Interpreting Kediri in the Museum
Kediri asks museums to build exhibitions around evidence that is sometimes textual rather than monumental. Inscriptions, manuscripts, literary references, maps of eastern Java, and comparative displays of later manuscript transmission can all help visitors understand the kingdom. A gallery might place the Brantas River landscape beside excerpts from kakawin tradition, showing that literature emerged from a real political geography rather than an abstract literary world.
Responsible interpretation should also make room for uncertainty. Many surviving texts come through later copies, and literary works have their own conventions of praise, symbolism, and exaggeration. Court poetry cannot be read as a modern chronicle. At the same time, it should not be dismissed as fiction without historical value. It reveals ideals of kingship, ethical imagination, aesthetic discipline, and the prestige of learned language. Those are historical facts of culture, even when individual episodes in a poem are not direct records of events.
Conclusion
The Kediri Kingdom's legacy is unusually literary. Its power is remembered through the prestige of Old Javanese poetry, through names of poets and rulers, and through stories that later generations continued to copy, read, and perform. That legacy does not replace archaeology or political history. Instead, it expands the evidence through which a museum can make eastern Java's past intelligible.

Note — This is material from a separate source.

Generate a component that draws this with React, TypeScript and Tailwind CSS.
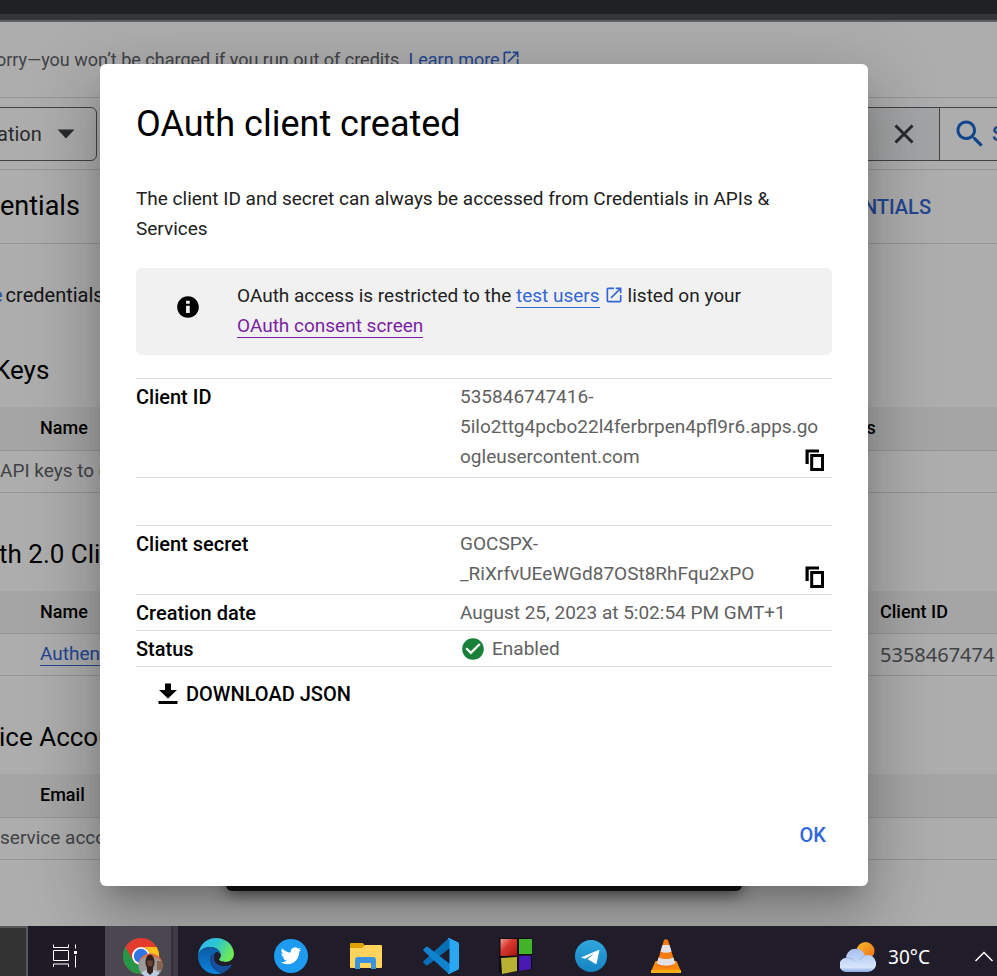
import type { ReactNode } from "react";

const openInNew =
  "M19 19H5V5h7V3H5c-1.11 0-2 .9-2 2v14c0 1.1.89 2 2 2h14c1.1 0 2-.9 2-2v-7h-2v7zM14 3v2h3.59l-9.83 9.83 1.41 1.41L19 6.41V10h2V3h-7z";
const searchPath =
  "M15.5 14h-.79l-.28-.27C15.41 12.59 16 11.11 16 9.5 16 5.91 13.09 3 9.5 3S3 5.91 3 9.5 5.91 16 9.5 16c1.61 0 3.09-.59 4.23-1.57l.27.28v.79l5 4.99L20.49 19l-4.99-5zm-6 0C7.01 14 5 11.99 5 9.5S7.01 5 9.5 5 14 7.01 14 9.5 11.99 14 9.5 14z";
const infoPath =
  "M12 2C6.48 2 2 6.48 2 12s4.48 10 10 10 10-4.48 10-10S17.52 2 12 2zm1.6 15.5h-3.4v-6.700h3.400V17.500zm0-8.500h-3.400V6.200h3.400V9z";
const copyPath = "M2.500 1.500H16v3H5.700V16H2.500V1.500zM7.200 6H21v17H7.200V6zm3 3v11H18V9h-7.800z";
const checkPath =
  "M12 2C6.48 2 2 6.48 2 12s4.480 10 10 10 10-4.480 10-10S17.520 2 12 2zm-2 15l-5-5 1.410-1.410L10 14.170l7.590-7.590L19 8l-9 9z";
const downloadPath = "M15 1.500H9V8H3l9 8.500L21 8h-6V1.500zM2.500 19v3h19v-3z";

function Glyph({ d, className }: { d: string; className: string }) {
  return (
    <svg viewBox="0 0 24 24" fill="currentColor" aria-hidden="true" className={className}>
      <path d={d} />
    </svg>
  );
}

function SectionHeading({ children }: { children: ReactNode }) {
  return (
    <h2 className="flex h-[98px] items-center pt-6 text-[26px] leading-9 whitespace-nowrap text-black">{children}</h2>
  );
}

type GridProps = { first: string; second?: string; children: ReactNode };

function ResourceTable({ first, second, children }: GridProps) {
  return (
    <table className="w-full table-fixed border-collapse text-left whitespace-nowrap">
      <thead>
        <tr className="h-[43px] border-b border-[#dadce0] bg-[#f4f4f4] text-lg leading-6 text-black">
          <th className="w-10 p-0" aria-label="Select" />
          <th className="p-0 font-medium">{first}</th>
          {second === "Restrictions" && <th className="w-[218px] p-0 font-medium">{second}</th>}
          {second === "Client ID" && <th className="w-[117px] p-0 font-medium">{second}</th>}
        </tr>
      </thead>
      <tbody>{children}</tbody>
    </table>
  );
}

function ConsolePage() {
  return (
    <div className="flex-1 overflow-hidden">
      <div className="flex h-[76px] items-center border-b border-[#dadce0] text-lg whitespace-nowrap text-[#5f6368]">
        <span className="-ml-1">
          orry—you won’t be charged if you run out of credits.{" "}
          <a href="#learn" className="text-[#3367d6]">
            Learn more
            <Glyph d={openInNew} className="mb-1 ml-px inline size-5" />
          </a>
        </span>
      </div>

      <div className="flex h-[72px] items-center justify-between border-b border-[#dadce0]">
        <button
          type="button"
          className="-ml-2 flex h-[54px] w-[105px] items-center gap-3 rounded-md border border-[#5f6368] pl-1 text-xl text-[#3c4043]"
        >
          ation
          <svg viewBox="0 0 24 24" className="size-6" aria-hidden="true">
            <path d="M3.500 7.500h17L12 16.500z" fill="#3c4043" />
          </svg>
        </button>
        <div className="flex h-[54px] w-[160px] items-center border-y border-[#5f6368] bg-[#eff2f4]">
          <button type="button" aria-label="Clear search" className="ml-auto px-5 text-[#3c4043]">
            <svg viewBox="0 0 30 30" className="size-[30px]" fill="none" stroke="currentColor" strokeWidth="3" aria-hidden="true">
              <path d="M6.500 6.500l17 17M23.500 6.500l-17 17" />
            </svg>
          </button>
          <button
            type="button"
            className="flex h-full w-[58px] items-center gap-1 overflow-hidden border-l border-[#5f6368] bg-white pl-3 text-xl font-medium text-[#1967d2]"
          >
            <Glyph d={searchPath} className="size-9 shrink-0" />S
          </button>
        </div>
      </div>

      <div className="flex h-[74px] items-center justify-between border-b border-[#dadce0] pr-[66px]">
        <h1 className="text-[27px] text-black">entials</h1>
        <a href="#delete" className="text-xl font-medium text-[#3367d6]">
          NTIALS
        </a>
      </div>

      <p className="mt-9 flex h-[30px] items-center text-xl whitespace-nowrap text-[#202124]">
        <a href="#create" className="-ml-2 mr-[3px] text-[#4285f4]">
          e
        </a>
        credentials
      </p>

      <div className="mt-[-1px]">
        <SectionHeading>
          <span className="-ml-1.5">Keys</span>
        </SectionHeading>
      </div>
      <ResourceTable first="Name" second="Restrictions">
        <tr className="h-[42px] border-b border-[#dadce0] text-[19px] text-[#5f6368]">
          <td className="p-0" colSpan={3}>
            API keys to display
          </td>
        </tr>
      </ResourceTable>

      <SectionHeading>
        <span className="-ml-px">th 2.0 Client IDs</span>
      </SectionHeading>
      <ResourceTable first="Name" second="Client ID">
        <tr className="h-[42px] border-b border-[#dadce0] text-[19px]">
          <td className="p-0" />
          <td className="p-0">
            <a href="#client" className="border-b border-[#3367d6] text-[#3367d6]">
              Authentication
            </a>
          </td>
          <td className="p-0 font-['Noto_Sans',sans-serif] text-xl text-[#5f6368]">5358467474</td>
        </tr>
      </ResourceTable>

      <SectionHeading>
        <span className="-ml-px">ice Accounts</span>
      </SectionHeading>
      <ResourceTable first="Email">
        <tr className="h-[42px] border-b border-[#dadce0] text-[19px] text-[#5f6368]">
          <td className="p-0" colSpan={2}>
            service accounts to display
          </td>
        </tr>
      </ResourceTable>
    </div>
  );
}

function DetailRow({ label, children }: { label: string; children: ReactNode }) {
  return (
    <tr className="border-y border-[#dadada]">
      <th scope="row" className="w-[324px] p-0 pt-[3px] text-left align-top text-xl leading-[30px] font-medium text-black">
        {label}
      </th>
      <td className="p-0 pt-[3px] text-[#616161]">{children}</td>
    </tr>
  );
}

function CopyableValue({ lines, label }: { lines: string[]; label: string }) {
  return (
    <div className="flex items-end justify-between pb-[5px]">
      <div>
        {lines.map((line) => (
          <div key={line} className="whitespace-nowrap">
            {line}
          </div>
        ))}
      </div>
      <button type="button" aria-label={label} className="-ml-6 mr-[5px] text-black">
        <Glyph d={copyPath} className="size-6" />
      </button>
    </div>
  );
}

function ClientDialog() {
  return (
    <div
      role="dialog"
      aria-labelledby="dialog-title"
      className="relative flex w-[768px] flex-col rounded-md bg-white px-9 pt-9 text-[19px] leading-[30px] text-[#212121] shadow-[0_16px_22px_-10px_rgba(0,0,0,0.2),0_36px_57px_4px_rgba(0,0,0,0.14),0_14px_69px_12px_rgba(0,0,0,0.12)]"
    >
      <h2 id="dialog-title" className="text-4xl leading-[48px] text-black">
        OAuth client created
      </h2>
      <p className="mt-9">
        The client ID and secret can always be accessed from Credentials in APIs &amp;
        <br />
        Services
      </p>

      <div className="mt-6 flex h-[87px] items-start rounded-md bg-[#f1f1f1] pt-[13px] pl-[39px]">
        <Glyph d={infoPath} className="mt-[13px] mr-9 size-[26px] text-black" />
        <p>
          OAuth access is restricted to the{" "}
          <a href="#test-users" className="border-b border-[#3367d6] text-[#3367d6]">
            test users
          </a>
          <Glyph d={openInNew} className="mx-1 mb-1 inline size-5 text-[#3367d6]" />
          listed on your
          <br />
          <a href="#consent" className="border-b border-[#7b1fa2] text-[#7b1fa2]">
            OAuth consent screen
          </a>
        </p>
      </div>

      <table className="mt-[23px] w-full table-fixed border-collapse">
        <tbody>
          <DetailRow label="Client ID">
            <CopyableValue
              label="Copy client ID"
              lines={["535846747416-", "5ilo2ttg4pcbo22l4ferbrpen4pfl9r6.apps.go", "ogleusercontent.com"]}
            />
          </DetailRow>
          <tr className="h-12">
            <td colSpan={2} />
          </tr>
          <DetailRow label="Client secret">
            <CopyableValue label="Copy client secret" lines={["GOCSPX-", "_RiXrfvUEeWGd87OSt8RhFqu2xPO"]} />
          </DetailRow>
          <DetailRow label="Creation date">
            <div className="pb-0.5">August 25, 2023 at 5:02:54 PM GMT+1</div>
          </DetailRow>
          <DetailRow label="Status">
            <div className="flex items-center gap-1.5 pb-0.5">
              <Glyph d={checkPath} className="size-[26px] text-[#188038]" />
              Enabled
            </div>
          </DetailRow>
        </tbody>
      </table>

      <button type="button" className="mt-3 ml-5 flex items-center gap-1.5 self-start text-xl leading-[30px] font-medium text-black">
        <Glyph d={downloadPath} className="size-6" />
        DOWNLOAD JSON
      </button>
      <button type="button" className="mt-[111px] mr-1.5 mb-9 self-end text-xl leading-[30px] font-medium text-[#3367d6]">
        OK
      </button>
    </div>
  );
}

function ChromeIcon() {
  return (
    <svg viewBox="0 0 40 38" className="h-[38px] w-10 shrink-0" aria-label="Chrome">
      <defs>
        <clipPath id="avatar">
          <circle cx="27.500" cy="27.500" r="12" />
        </clipPath>
      </defs>
      <circle cx="18" cy="18" r="18" fill="#e33b2e" />
      <path d="M18 9h15.600A18 18 0 0 1 18 36l8-13.500A9 9 0 0 0 18 9z" fill="#fbc116" />
      <path d="M2.400 9A18 18 0 0 0 18 36l8-13.500a9 9 0 0 1-15.800 0z" fill="#269746" />
      <circle cx="18" cy="18" r="9" fill="#fff" />
      <circle cx="18" cy="18" r="7.200" fill="#2f75e8" />
      <g clipPath="url(#avatar)">
        <path d="M15 15h25v25H15z" fill="#9c9a98" />
        <path d="M15 28q1-9 12-10 11 1 13 10V14H15z" fill="#e5683d" />
        <path d="M34 23h6v9h-6z" fill="#8a6250" />
        <path d="M17 40q1-7 6-8h8q6 1 7 8z" fill="#bccbe0" />
        <path d="M24 29h6v5l-3 3-3-3z" fill="#3b211b" />
        <ellipse cx="27" cy="24" rx="4.500" ry="7.500" fill="#33201b" />
        <path d="M24 23q3-1.500 6 0l-.5 4.500q-2.500 2-5 0z" fill="#684237" />
      </g>
    </svg>
  );
}

function EdgeIcon() {
  return (
    <svg viewBox="0 0 36 36" className="size-9" aria-label="Edge">
      <defs>
        <linearGradient id="edgeTop" x1="0" y1="0" x2="1" y2="0.400">
          <stop offset="0" stopColor="#37b7f3" />
          <stop offset="0.500" stopColor="#2bc4d5" />
          <stop offset="1" stopColor="#6ce858" />
        </linearGradient>
        <linearGradient id="edgeLeft" x1="0" y1="0" x2="0" y2="1">
          <stop offset="0" stopColor="#0c59a4" />
          <stop offset="1" stopColor="#0a84dd" />
        </linearGradient>
      </defs>
      <path d="M0 17C1 7 8.500 0 18 0c11 0 18 8 18 16 0 5-4 8-9 8-3.500 0-6-1.200-6-2.400 0-.8 1.700-1.700 1.700-4.600 0-4-4-8-10.700-8C6 9 1 13 0 17z" fill="url(#edgeTop)" />
      <path d="M0 17c1-5 6-8 12-8 6.500 0 10.500 4 10.700 7.600C16 12 11 18 13 25c1.500 5.500 6 9.500 11.500 10C21 36.200 19 36 17 36 7 35.500-.5 27 0 17z" fill="url(#edgeLeft)" />
      <path d="M18 14c-6 3-6 10-2.500 15.500 2 3.300 5.500 5.300 9 5.500 4-1.500 7-4.500 9-7.500.5-1-.3-1.200-1-.8C24 30.500 14 25 18 14z" fill="#174f9f" />
      <path d="M18 14c-4 4-2 11.500 3 13 4 1.300 8 1.200 11.500-.4-1 .2-3 .3-5.500-2.600-3.500 0-6-1.200-6-2.400 0-.8 1.700-1.700 1.700-4.600-1-2.200-3-3.400-4.700-3z" fill="#211c29" />
    </svg>
  );
}

function TwitterIcon() {
  return (
    <svg viewBox="0 0 34 34" className="size-[34px]" aria-label="Twitter">
      <circle cx="17" cy="17" r="17" fill="#1d9bf0" />
      <path
        transform="translate(6.700 6.500) scale(.86)"
        fill="#fff"
        d="M23.950 4.570a10 10 0 0 1-2.820.770 4.960 4.960 0 0 0 2.160-2.720c-.95.550-2.010.960-3.130 1.180a4.920 4.920 0 0 0-8.380 4.480C7.690 8.090 4.070 6.130 1.640 3.160a4.920 4.920 0 0 0 1.520 6.570 4.900 4.900 0 0 1-2.230-.610v.060a4.920 4.920 0 0 0 3.950 4.830 5 5 0 0 1-2.210.080 4.940 4.940 0 0 0 4.600 3.420A9.870 9.870 0 0 1 0 19.540a13.990 13.990 0 0 0 7.550 2.210c9.050 0 14-7.500 14-13.980 0-.210 0-.420-.020-.630a9.940 9.940 0 0 0 2.460-2.550z"
      />
    </svg>
  );
}

function FolderIcon() {
  return (
    <svg viewBox="0 0 32 28" className="h-7 w-8" aria-label="File Explorer">
      <path d="M0 2q0-1 1-1h12l2 3-2 3H0z" fill="#e0a100" />
      <path d="M0 6h12l3-3h16q1 0 1 1v21q0 1-1 1H1q-1 0-1-1z" fill="#ffd35c" />
      <path d="M5 27V18q0-3 3-3h15q3 0 3 3v9h-5v-6H10v6z" fill="#3a93dc" />
    </svg>
  );
}

function CodeIcon() {
  return (
    <svg viewBox="0 0 36 36" className="size-9" aria-label="Visual Studio Code">
      <path d="M27 0v10L5 27q-1 .8-2 0l-2.300-2q-1-1 0-2L25 .8q.8-.8 2-.8z" fill="#0a6fb5" />
      <path d="M27 36V26L5 9Q4 8.200 3 9L.7 11q-1 1 0 2L25 35.200q.8.800 2 .8z" fill="#0f83cd" />
      <path d="M26 0L35 4.200q1 .5 1 1.600v24.400q0 1.100-1 1.600L26 36q-1.500 0-1-1 1.500 0 1.500-2V3q0-2-1.500-2Q24.500 0 26 0z" fill="#29a7f2" />
    </svg>
  );
}

function BlocksIcon() {
  return (
    <svg viewBox="0 0 34 37" className="h-[37px] w-[34px]" aria-label="Code Blocks">
      <defs>
        <linearGradient id="redBlock" x1="0" y1="0" x2="1" y2="1">
          <stop offset="0" stopColor="#f0a096" />
          <stop offset="0.400" stopColor="#d8382e" />
          <stop offset="1" stopColor="#a81510" />
        </linearGradient>
      </defs>
      <path d="M0 0h33v31L2 36 0 34z" fill="#100c14" />
      <path d="M1.500 1h16.500v16.500l-16.500.5z" fill="url(#redBlock)" />
      <path d="M20 1h13v15H20z" fill="#43b32a" />
      <path d="M2 20l16-1v14L3 36z" fill="#b8b232" />
      <path d="M20 18l12-.5V31l-12 2z" fill="#4a18b2" />
    </svg>
  );
}

function TelegramIcon() {
  return (
    <svg viewBox="0 0 32 32" className="size-8" aria-label="Telegram">
      <defs>
        <linearGradient id="telegram" x1="0" y1="0" x2="0" y2="1">
          <stop offset="0" stopColor="#30a6de" />
          <stop offset="1" stopColor="#1584c1" />
        </linearGradient>
      </defs>
      <circle cx="16" cy="16" r="16" fill="url(#telegram)" />
      <path d="M6 17.500L23.500 10q1-.3.800.800l-2.600 12.400q-.3 1.300-1.500.5L12.500 19l7-5.500L10 18.800z" fill="#fff" />
    </svg>
  );
}

function ConeIcon() {
  return (
    <svg viewBox="0 0 30 34" className="h-[34px] w-[30px]" aria-label="VLC">
      <path d="M4.500 22h21L30 32.500q0 1.500-1 1.500H1q-1 0-1-1.500z" fill="#fb8a0c" />
      <path d="M0 31h30v3H0z" fill="#ffae1c" />
      <path d="M13 1q2-1.500 4 0l7.500 25q-9.500 6-19 0z" fill="#f47b12" />
      <path d="M11.500 6h7l2 6.500q-5.500 2.500-11 0z" fill="#e2e2e6" />
      <path d="M7.500 18.500q7.500 3 15 0l1.800 6q-9.300 4.500-18.600 0z" fill="#e2e2e6" />
    </svg>
  );
}

function WeatherIcon() {
  return (
    <svg viewBox="0 0 36 30" className="h-[30px] w-9" aria-hidden="true">
      <defs>
        <linearGradient id="sun" x1="0" y1="0" x2="1" y2="1">
          <stop offset="0" stopColor="#f8bc2c" />
          <stop offset="1" stopColor="#ef6c16" />
        </linearGradient>
        <linearGradient id="cloud" x1="0" y1="0" x2="0" y2="1">
          <stop offset="0" stopColor="#a5bef0" />
          <stop offset="0.800" stopColor="#d6e6fa" />
          <stop offset="1" stopColor="#86a8e4" />
        </linearGradient>
      </defs>
      <circle cx="25.500" cy="9" r="9" fill="url(#sun)" />
      <path d="M7 30a7 7 0 0 1-1-14.200C6.500 10 11 6.700 15.500 6.700c5 0 8.500 3 9.300 6.800A8.500 8.500 0 1 1 28 30z" fill="url(#cloud)" />
      <path d="M6 15.800q5-1 8.500 3M24.800 13.500q-4 1-5.300 5" fill="none" stroke="#7f9fe0" strokeWidth="1" opacity=".6" />
    </svg>
  );
}

function TaskButton({ children }: { children: ReactNode }) {
  return (
    <button type="button" className="flex w-[75px] items-center justify-center pt-2.5">
      {children}
    </button>
  );
}

function Taskbar() {
  return (
    <div className="flex h-[50px] shrink-0 items-stretch overflow-hidden bg-[#211c2a]">
      <div className="w-7 border-t-2 border-r-2 border-[#58585a] bg-[#333333]" />
      <button type="button" aria-label="Task view" className="flex w-[77px] items-center justify-center bg-[#1e1a26] pt-2.5 pr-1">
        <svg viewBox="0 0 26 24" className="h-6 w-[26px]" fill="none" stroke="#fff" aria-hidden="true">
          <path d="M1.500 .5v3h15v-3M1.500 6.500h15v10h-15zM1.500 23v-3h15v3M23.500 .5v4M23.500 11.500v12" />
          <path d="M22 7h3v3h-3z" fill="#fff" stroke="none" />
        </svg>
      </button>
      <button type="button" className="flex w-[66px] items-center bg-[#4b4751] pt-3 pl-[18px]">
        <ChromeIcon />
      </button>
      <div className="w-[7px] border-l-2 border-[#343238] bg-[#3d3a43]" />
      <TaskButton><EdgeIcon /></TaskButton>
      <TaskButton><TwitterIcon /></TaskButton>
      <TaskButton><FolderIcon /></TaskButton>
      <TaskButton><CodeIcon /></TaskButton>
      <TaskButton><BlocksIcon /></TaskButton>
      <TaskButton><TelegramIcon /></TaskButton>
      <TaskButton><ConeIcon /></TaskButton>
      <div className="ml-auto flex items-center gap-3 pt-3 font-['Noto_Sans',sans-serif] text-[19px] text-white">
        <WeatherIcon />
        <span>30°C</span>
        <svg viewBox="0 0 20 12" className="mr-[3px] ml-8 h-3 w-5" fill="none" stroke="#fff" strokeWidth="1.500" aria-label="Show hidden icons">
          <path d="M1.500 10L10 1.500 18.500 10" />
        </svg>
      </div>
    </div>
  );
}

export default function App() {
  return (
    <div className="flex h-screen flex-col overflow-hidden bg-white font-[Roboto,sans-serif]">
      <div className="h-[22px] shrink-0 border-b-2 border-[#5f6063] bg-[#35363a]">
        <div className="h-3.5 bg-[#202124]" />
      </div>
      <main className="relative flex min-h-0 flex-1 flex-col overflow-hidden">
        <ConsolePage />
        <div className="absolute inset-0 flex items-start justify-center bg-black/32 pt-[42px] pr-[29px]">
          <div className="absolute bottom-[35px] left-[226px] h-12 w-[516px] rounded-md bg-[#141414] shadow-[0_4px_15px_rgba(0,0,0,0.5)]" />
          <ClientDialog />
        </div>
      </main>
      <Taskbar />
    </div>
  );
}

Seen in this way, Kediri is not only a vanished kingdom between better-known eras. It is a reminder that literature can become a historical monument of its own. The courtly poems associated with Old Java preserve more than beautiful language. They preserve ideas about order, conflict, devotion, kingship, and memory that helped shape Indonesian cultural inheritance long after Kediri's political authority had passed.